3. How we can resolve unclean leader election resulted data inconsistency
with control messages.

Guozhang

On Sun, Oct 19, 2014 at 11:41 PM, Guozhang Wang wangg...@gmail.com wrote:

 Thanks for the detailed comments Jun! Some replies inlined.

 On Sun, Oct 19, 2014 at 7:42 PM, Jun Rao jun...@gmail.com wrote:

 Hi, Guozhang,

 Thanks for the writeup.

 A few high level comments.

 1. Associating (versioned) schemas to a topic can be a good thing overall.
 Yes, this could add a bit more management overhead in Kafka. However, it
 makes sure that the data format contract between a producer and a consumer
 is kept and managed in a central place, instead of in the application. The
 latter is probably easier to start with, but is likely to be brittle in
 the
 long run.


 I am actually not proposing to not support associated versioned schemas
 for topics, but to not let some core Kafka functionalities like auditing
 being depend on schemas. I think this alone can separate the schema
 management from Kafka piping management (i.e. making sure every single
 message is delivered, and within some latency, etc). Adding additional
 auditing info into an existing schema will force Kafka to be aware of the
 schema systems (Avro, JSON, etc).



 2. Auditing can be a general feature that's useful for many applications.
 Such a feature can be implemented by extending the low level message
 format
 with a header. However, it can also be added as part of the schema
 management. For example, you can imagine a type of audited schema that
 adds
 additional auditing info to an existing schema automatically. Performance
 wise, it probably doesn't make a big difference whether the auditing info
 is added in the message header or the schema header.


 See replies above.


 3. We talked about avoiding the overhead of decompressing in both the
 broker and the mirror maker. We probably need to think through how this
 works with auditing. In the more general case where you want to audit
 every
 message, one has to do the decompression to get the individual message,
 independent of how the auditing info is stored. This means that if we want
 to audit the broker directly or the consumer in mirror maker, we have to
 pay the decompression cost anyway. Similarly, if we want to extend mirror
 maker to support some customized filtering/transformation logic, we also
 have to pay the decompression cost.


 I see your point. For that I would prefer to have a MM implementation that
 is able to do de-compress / re-compress ONLY if required, for example by
 auditing, etc. I agree that we have not thought through whether we should
 enable auditing on MM, and if yes how to do that, and we could discuss
 about that in a different thread. Overall, this proposal is not just for
 tackling de-compression on MM but about the feasibility of extending Kafka
 message header for system properties / app properties.


 Some low level comments.

 4. Broker offset reassignment (kafka-527):  This probably can be done with
 just a format change on the compressed message set.

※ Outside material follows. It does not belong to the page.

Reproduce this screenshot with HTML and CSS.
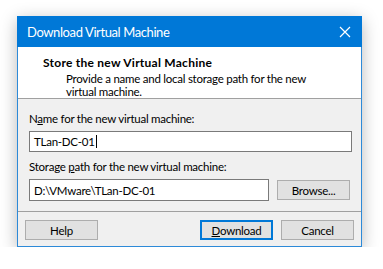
FILE: index.html
```html
<!DOCTYPE html>
<html>
<head>
<meta charset="utf-8">
<link rel="stylesheet" href="styles.css">
</head>
<body>
<div class="window">
  <div class="titlebar">
    <span class="title">Download Virtual Machine</span>
    <svg class="close" width="12" height="12" viewBox="0 0 12 12"><path d="M1 1 L11 11 M11 1 L1 11" stroke="#fff" stroke-width="1.2" fill="none"/></svg>
  </div>
  <div class="header">
    <div class="h-title">Store the new Virtual Machine</div>
    <div class="h-sub">Provide a name and local storage path for the new<br>virtual machine.</div>
  </div>
  <div class="content">
    <div class="label">N<u>a</u>me for the new virtual machine:</div>
    <div class="input name-input">TLan-DC-01<span class="caret"></span></div>
    <div class="label label2">Storage <u>p</u>ath for the new virtual machine:</div>
    <div class="row">
      <div class="input path-input">D:\VMware\TLan-DC-01</div>
      <div class="btn browse">Browse...</div>
    </div>
  </div>
  <div class="footer">
    <div class="btn">Help</div>
    <div class="spacer"></div>
    <div class="btn default"><u>D</u>ownload</div>
    <div class="btn">Cancel</div>
  </div>
</div>
</body>
</html>
```
FILE: styles.css
```css
html, body {
  margin: 0;
  padding: 0;
  background: #ffffff;
}
body {
  padding: 16px 0 0 17px;
  font-family: "Lato", "Noto Sans", sans-serif;
  font-size: 11.5px;
  letter-spacing: -0.25px;
  color: #000;
}
.window {
  width: 343px;
  height: 230px;
  border: 1px solid #2d8ad8;
  border-top: 0;
  background: #f0f0f0;
  box-shadow: 0 4px 16px rgba(0,0,0,0.28);
  display: flex;
  flex-direction: column;
}
.titlebar {
  height: 31px;
  margin: 0 -1px;
  background: #0078d7;
  color: #fff;
  display: flex;
  align-items: center;
  justify-content: space-between;
  padding: 0 10px 0 10px;
  flex-shrink: 0;
}
.title {
  font-size: 13px;
  letter-spacing: -0.4px;
}
.close {
  margin-right: 1px;
}
.header {
  background: #fff;
  height: 52px;
  border-bottom: 1px solid #a0a0a0;
  padding: 6px 0 0 25px;
  box-sizing: border-box;
  flex-shrink: 0;
}
.h-title {
  font-weight: bold;
  font-size: 12px;
  letter-spacing: 0.25px;
  line-height: 19px;
}
.h-sub {
  padding-left: 23px;
  line-height: 13px;
}
.content {
  padding: 12px 11px 0 11px;
  display: flex;
  flex-direction: column;
}
.label {
  line-height: 15px;
}
.label2 {
  margin-top: 7px;
}
.input {
  background: #fff;
  border: 1px solid #7a7a7a;
  height: 21px;
  box-sizing: border-box;
  padding: 0 4px;
  display: flex;
  align-items: center;
}
.name-input {
  margin-top: 5px;
  width: 323px;
}
.caret {
  display: inline-block;
  width: 1px;
  height: 13px;
  background: #000;
  margin-left: 1px;
}
.row {
  display: flex;
  margin-top: 5px;
  align-items: flex-start;
}
.path-input {
  width: 241px;
  height: 22px;
}
.btn {
  width: 73px;
  height: 20px;
  box-sizing: border-box;
  background: #e1e1e1;
  border: 1px solid #adadad;
  display: flex;
  align-items: center;
  justify-content: center;
}
.browse {
  margin-left: 8px;
  margin-top: 1px;
}
.footer {
  margin-top: auto;
  border-top: 1px solid #a0a0a0;
  height: 35px;
  box-sizing: border-box;
  display: flex;
  align-items: flex-start;
  padding: 8px 7px 0 7px;
  gap: 8px;
}
.spacer {
  flex: 1;
}
.btn.default {
  border: 2px solid #0078d7;
}
```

 That is true. As I mentioned in the wiki each of the problems may be
 resolvable separately but I am thinking about a general way to get all of
 them.


 5. MirrorMaker refactoring: We probably can think through how general we
 want mirror maker to be. If we want to it to be more general, we likely
 need to decompress every message just like in a normal consumer. There
 will
 definitely be overhead. However, as long as mirror maker is made scalable,
 we can overcome the overhead by just running more instances on more
 hardware resources. As for the proposed message format change, we probably
 need to think through it a bit more. The honor-ship flag seems a bit hacky
 to me.


 Replied as part of 3). Sure we can discuss more about that, will update
 the wiki for collected comments.


 6. Adding a timestamp in each message can be a useful thing. It (1) allows
 log segments to be rolled more accurately; (2) allows finding an offset
 for
 a particular timestamp more accurately. I am thinking that the timestamp
 in
 the message should probably be the time when the leader receives the
 message. Followers preserve the timestamp set by leader. To avoid time
 going back during leader change, the leader can probably set the timestamp
 to be the  max of current time and the timestamp of the last message, if
 present. That timestamp can potentially be added to the index file to
 answer offsetBeforeTimestamp queries more efficiently.


 Agreed.


 7. Log compaction: It seems that you are suggesting an improvement to
 compact the active segment as well. This can

Re: Review Request 26994: Patch for KAFKA-1719

2014-10-21 Thread Guozhang Wang

---
This is an automatically generated e-mail. To reply, visit:
https://reviews.apache.org/r/26994/#review57680
---



core/src/main/scala/kafka/tools/MirrorMaker.scala
https://reviews.apache.org/r/26994/#comment98497

Just a stylish comment: could you group java imports with scala / other lib 
imports, and leave kafka imports at the top?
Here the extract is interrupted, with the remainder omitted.